今は通販でいろんな国の美味しい塩が手に入るから、いろいろ試して食べるのもいいですね。
もちろん、バターを塗っても美味しいですよ。
ごはんパンに最適なので、ハンバーグやビーフシチューなどと合わせたりもしています。
冷凍保存で1週間ほど
冷凍保存しておけば、小腹が空いたらちょうどいいです。
食べるときは、30〜40秒チンして、その後焼いてください。
焼き立ての美味しさが戻ります。
酒粕酵母液をストレートで使ったリュスティックだから美味しい
「リュスティック/rustic」はフランス語で "田舎風" や "素朴な" という意味で、 フランスパンの一種です。
『バゲットの水分量を多くすると、リュスティックになる』と、シニフィアン・シニフェの志賀シェフが著書で語っておられました。
志賀シェフは、日本の高加水パンの第一人者です。
そんな名前通り、酒粕酵母と粉と塩だけで作ったこのリュスティック。
自画自賛になってしまうけど、なんでこのリュスティック、こんなに美味しいのか・・・
それはすごく簡単なことで、酒粕酵母液を発酵種(元種)にせずストレート使いしたから。

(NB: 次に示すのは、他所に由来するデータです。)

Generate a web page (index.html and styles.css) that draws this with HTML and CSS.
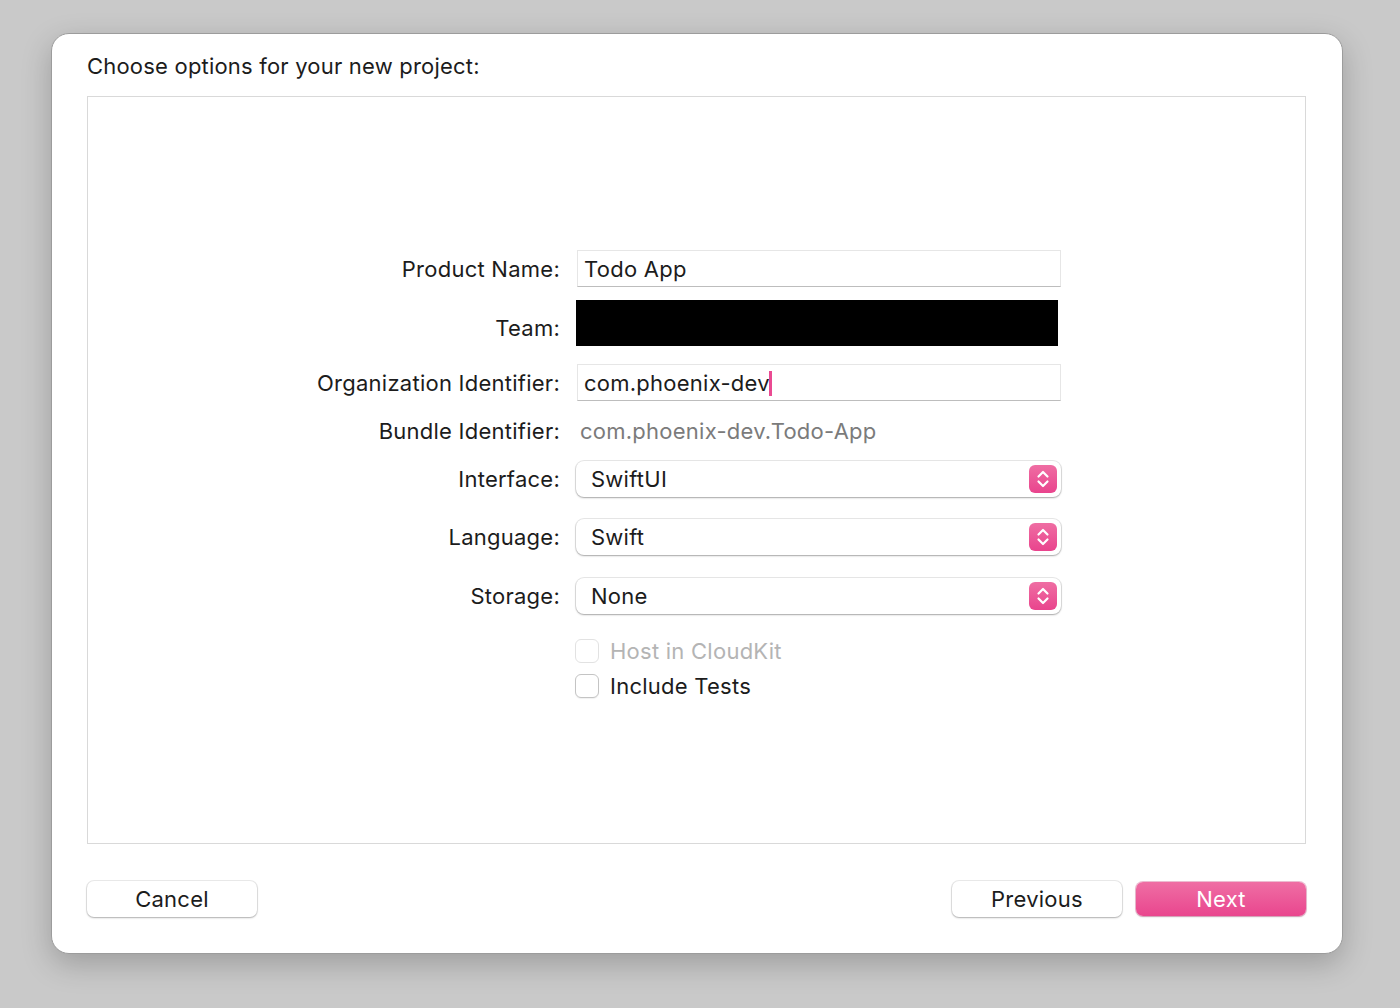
FILE: index.html
```html
<!DOCTYPE html>
<html>
<head>
<meta charset="utf-8">
<link rel="stylesheet" href="styles.css">
</head>
<body>
<div class="window">
  <div class="title">Choose options for your new project:</div>
  <div class="panel">
    <div class="form">
      <div class="row r1">
        <div class="label">Product Name:</div>
        <div class="field">Todo App</div>
      </div>
      <div class="row r2">
        <div class="label">Team:</div>
        <div class="redact"></div>
      </div>
      <div class="row r3">
        <div class="label">Organization Identifier:</div>
        <div class="field">com.phoenix-dev<span class="caret"></span></div>
      </div>
      <div class="row r4">
        <div class="label">Bundle Identifier:</div>
        <div class="static">com.phoenix-dev.Todo-App</div>
      </div>
      <div class="row r5">
        <div class="label">Interface:</div>
        <div class="popup"><span>SwiftUI</span><span class="stepper"><svg width="28" height="28" viewBox="0 0 28 28"><path d="M9.5 11.5 L14 7 L18.5 11.5" fill="none" stroke="#fff" stroke-width="2.2" stroke-linecap="round" stroke-linejoin="round"/><path d="M9.5 16.5 L14 21 L18.5 16.5" fill="none" stroke="#fff" stroke-width="2.2" stroke-linecap="round" stroke-linejoin="round"/></svg></span></div>
      </div>
      <div class="row r6">
        <div class="label">Language:</div>
        <div class="popup"><span>Swift</span><span class="stepper"><svg width="28" height="28" viewBox="0 0 28 28"><path d="M9.5 11.5 L14 7 L18.5 11.5" fill="none" stroke="#fff" stroke-width="2.2" stroke-linecap="round" stroke-linejoin="round"/><path d="M9.5 16.5 L14 21 L18.5 16.5" fill="none" stroke="#fff" stroke-width="2.2" stroke-linecap="round" stroke-linejoin="round"/></svg></span></div>
      </div>
      <div class="row r7">
        <div class="label">Storage:</div>
        <div class="popup"><span>None</span><span class="stepper"><svg width="28" height="28" viewBox="0 0 28 28"><path d="M9.5 11.5 L14 7 L18.5 11.5" fill="none" stroke="#fff" stroke-width="2.2" stroke-linecap="round" stroke-linejoin="round"/><path d="M9.5 16.5 L14 21 L18.5 16.5" fill="none" stroke="#fff" stroke-width="2.2" stroke-linecap="round" stroke-linejoin="round"/></svg></span></div>
      </div>
      <div class="row r8">
        <div class="label"></div>
        <div class="check disabled"><span class="box"></span><span>Host in CloudKit</span></div>
      </div>
      <div class="row r9">
        <div class="label"></div>
        <div class="check"><span class="box"></span><span>Include Tests</span></div>
      </div>
    </div>
  </div>
  <div class="footer">
    <div class="btn">Cancel</div>
    <div class="right">
      <div class="btn">Previous</div>
      <div class="btn primary">Next</div>
    </div>
  </div>
</div>
</body>
</html>
```
FILE: styles.css
```css
html, body {
  margin: 0;
  padding: 0;
}
body {
  background: #c9c9c9;
  font-family: Inter, "Liberation Sans", sans-serif;
  color: #1c1c1c;
  padding: 33px 0 0 51px;
  height: 1008px;
  box-sizing: border-box;
  letter-spacing: 0.25px;
}
.window {
  width: 1292px;
  height: 921px;
  box-sizing: border-box;
  background: #fff;
  border-radius: 18px;
  border: 1px solid #9c9c9c;
  box-shadow: 0 10px 30px rgba(0,0,0,0.22);
  padding: 18px 35px 0 35px;
}
.title {
  font-size: 22px;
  line-height: 28px;
  height: 28px;
  letter-spacing: 0.2px;
}
.panel {
  margin-top: 16px;
  width: 1219px;
  height: 748px;
  box-sizing: border-box;
  border: 1px solid #d9d9d9;
  padding-top: 153px;
}
.form {
  display: flex;
  flex-direction: column;
}
.row {
  display: flex;
  align-items: center;
  gap: 16px;
}
.label {
  width: 472px;
  text-align: right;
  font-size: 22px;
  flex: none;
}
.r1 { height: 37px; }
.r2 { height: 46px; margin-top: 13px; }
.r3 { height: 37px; margin-top: 18px; }
.r4 { height: 38px; margin-top: 11px; }
.r5 { height: 36px; margin-top: 11px; }
.r6 { height: 36px; margin-top: 22px; }
.r7 { height: 37px; margin-top: 22px; }
.r8 { height: 24px; margin-top: 25px; }
.r9 { height: 24px; margin-top: 11px; }
.r2 .label { padding-top: 10px; }
.field {
  width: 484px;
  height: 37px;
  margin-left: 1px;
  box-sizing: border-box;
  border: 1px solid #e6e6e6;
  border-bottom: 1px solid #bdbdbd;
  padding: 1px 0 0 6px;
  font-size: 22px;
  display: flex;
  align-items: center;
}
.caret {
  display: inline-block;
  width: 3px;
  height: 25px;
  background: #ea4a92;
  margin-left: -1px;
}
.redact {
  width: 482px;
  height: 46px;
  background: #000;
}
.static {
  font-size: 22px;
  color: #7b7b7b;
  padding-left: 4px;
}
.popup {
  width: 485px;
  height: 36px;
  box-sizing: border-box;
  border-radius: 8px;
  background: #fff;
  box-shadow: 0 0 0 1px rgba(0,0,0,0.09), 0 1px 2px rgba(0,0,0,0.28);
  display: flex;
  align-items: center;
  justify-content: space-between;
  padding: 0 4px 0 15px;
  font-size: 22px;
}
.stepper {
  width: 28px;
  height: 28px;
  border-radius: 6px;
  background: linear-gradient(#ef6ea3, #e9448d);
  display: flex;
}
.check {
  display: flex;
  align-items: center;
  gap: 11px;
  font-size: 22px;
  margin-left: -1px;
}
.box {
  width: 24px;
  height: 24px;
  box-sizing: border-box;
  border: 1px solid #c4c4c4;
  border-radius: 6px;
  background: #fff;
  box-shadow: 0 1px 1px rgba(0,0,0,0.06);
}
.check.disabled { color: #b4b4b4; }
.check.disabled .box { border-color: #e2e2e2; box-shadow: none; }
.footer {
  margin-top: 37px;
  width: 1219px;
  display: flex;
  justify-content: space-between;
}
.right {
  display: flex;
  gap: 14px;
}
.btn {
  width: 170px;
  height: 36px;
  box-sizing: border-box;
  border-radius: 7px;
  background: #fff;
  box-shadow: 0 0 0 1px rgba(0,0,0,0.08), 0 1px 2px rgba(0,0,0,0.25);
  font-size: 22px;
  display: flex;
  align-items: center;
  justify-content: center;
}
.btn.primary {
  background: linear-gradient(#ef6ea4, #e9468e);
  color: #fff;
  box-shadow: 0 0 0 1px rgba(200,40,110,0.3), 0 1px 2px rgba(0,0,0,0.2);
  height: 34px;
  margin-top: 1px;
}
```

元種を仕込むと発酵力が増すので、リッチなパンには有利ですが、酵母の風味などの特性は薄まります。
ストレートで酵母液を加えると、酒粕酵母由来のお味が、そのままパンに生かされるからです。
焼き上げると、なんと無くチーズを思わせるような香味と風味。
香ばしくカリッと焼かれたクラストと、モチモチしっとりなクラム。
日本人であれば、懐かしい感じを覚えるのではないかと思います。
編集後記
酒粕酵母液で初めて作ったパンは、なんだったか・・・考えたのですが、思い出せないでいます。
自家製酵母のパン作りは、常に実験のような面白さがあって、毎回レシピを少しづつ変えています。
けれどこのリュスティックだけは完成形だ!・・・と思えるほど、気に入っています。
だから一番初めに紹介したいと思いました。
フルーツの酵母はその果物が旬のシーズンに作り、使い切ってしまうのですが、酒粕酵母は常備している酵母の一つになっています。
他にも、酒粕酵母で作ったからこそ美味というレシピがいくつかあります。
また次の機会に紹介いたしますね。